First World War submarine found in North Sea

A sunken German U-boat has been found, and it appears to be very well preserved

Divers off Ostend in Belgium have located the wreck of a WWI German U-Boat in the North Sea.

The wreck is around 30 metres down and seems to be extremely well preserved, DR Nyheder reports.

Marine archaeologist Thomas Termote, who found the wreck with the help of sonar, said that it is quite likely that the bodies of the crew are still aboard.

Crew still aboard
“All the hatches are still closed, and that indicates that the wreck has not been discovered before and that the crew are still in there,” he said.

The submarine, a UB-II class vessel, is 27 metres long and had a 23-man crew. It was capable of diving to 50 metres and would have carried up to 50 torpedoes.

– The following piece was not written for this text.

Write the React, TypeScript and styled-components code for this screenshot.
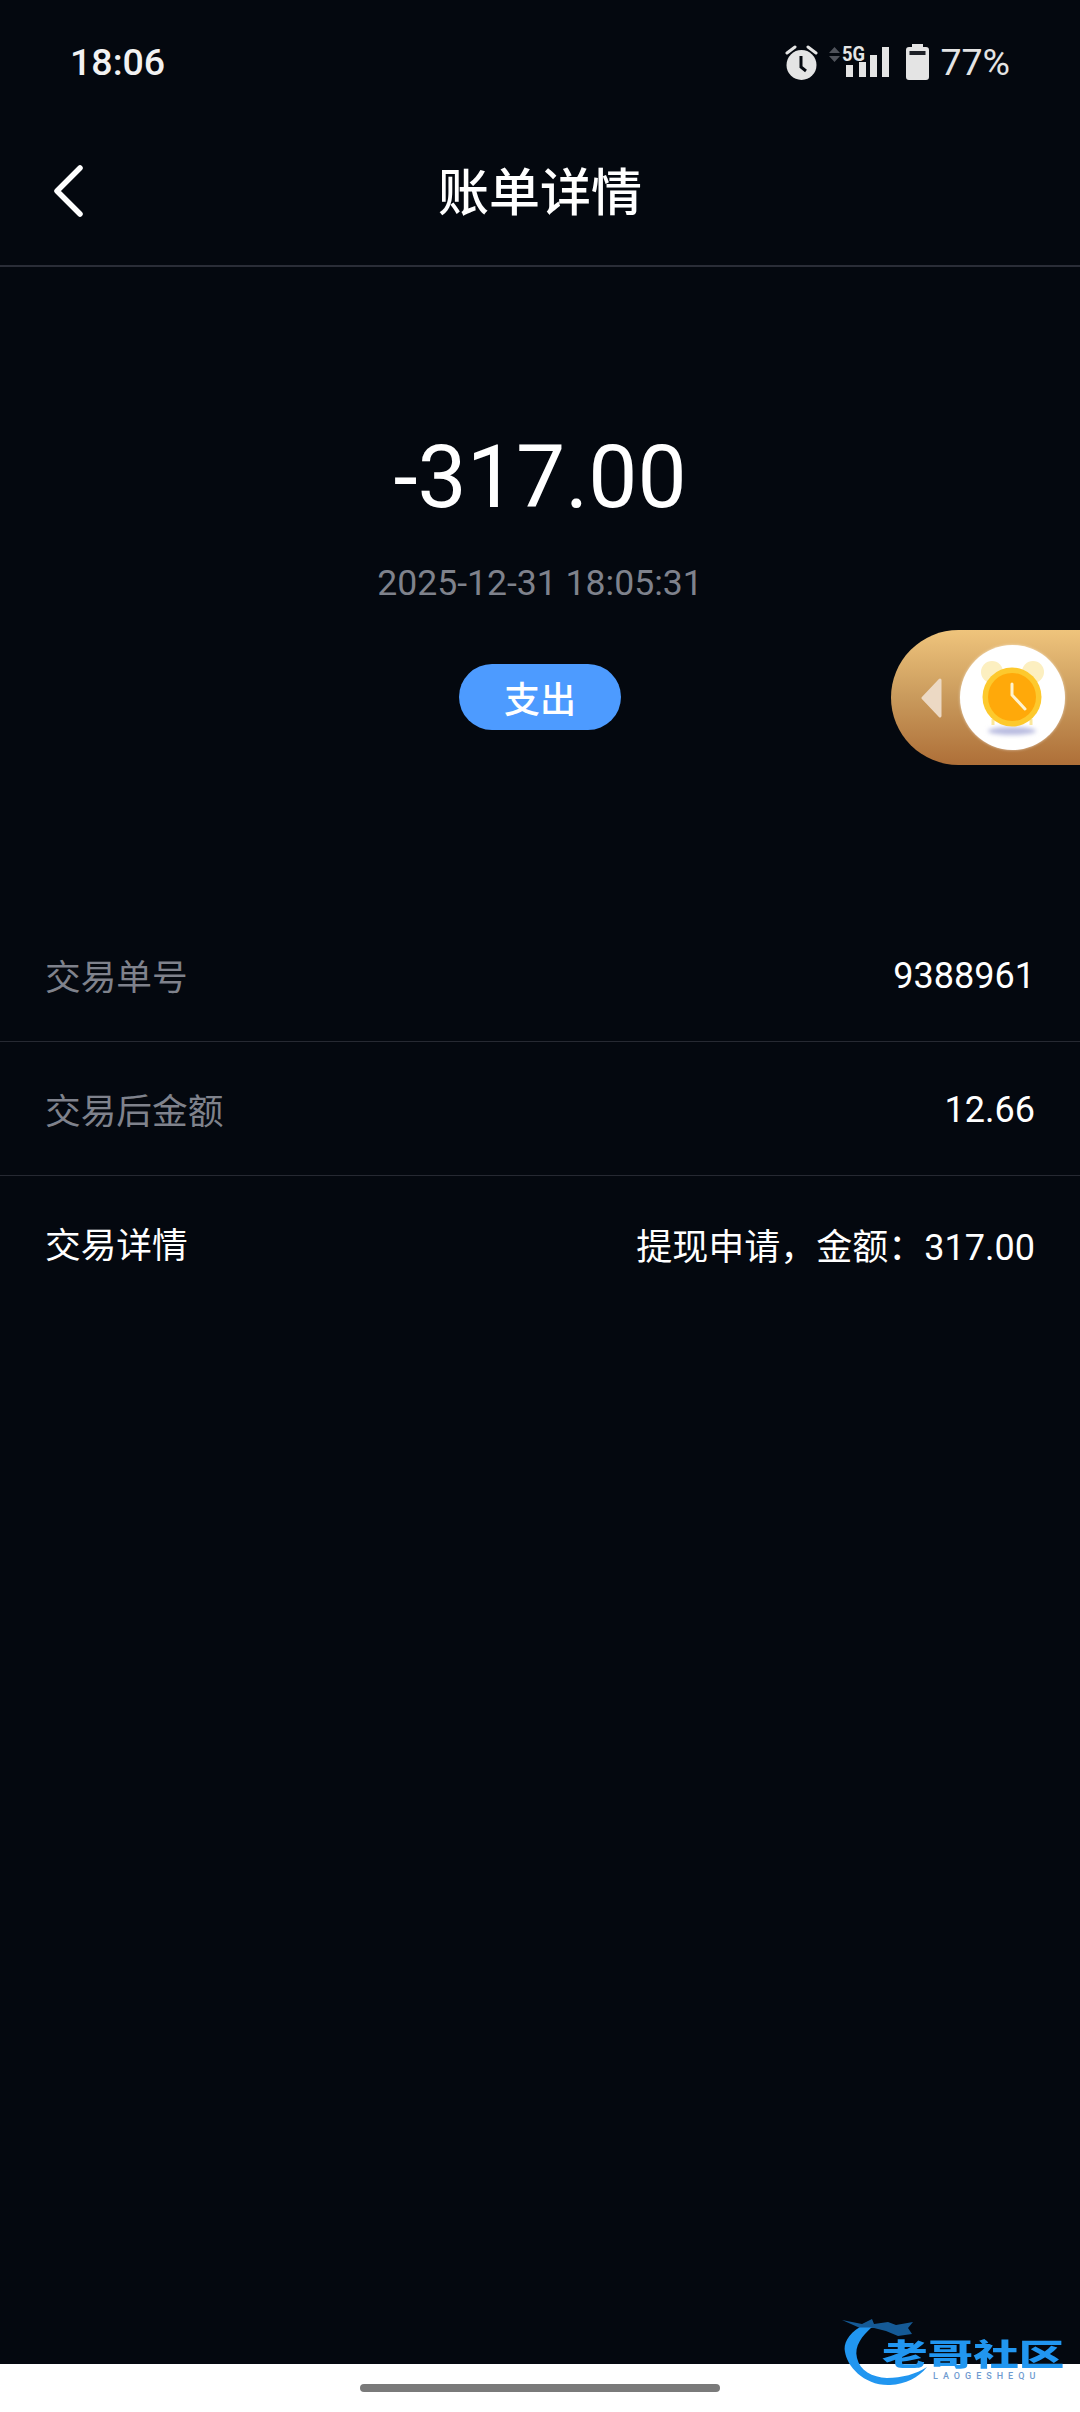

During the First World War, the Belgian port of Zeebrugge was used as a German naval base from which to attack shipping in the North Sea. This is the eleventh U-boat wreck from the First World War found in Belgian waters.

Left as a war grave
Despite its excellent state of preservation, Termote says that it would be “almost impossible” to raise the sub.

Divers are expected to return to the wreck shortly to clean the exterior and try to find its identification number. After that, the German authorities will be able to check their archives and notify the crew’s next-of-kin. The sub will then be left as a war grave.

The exact location of the sub is being kept secret to prevent the grave-site being plundered.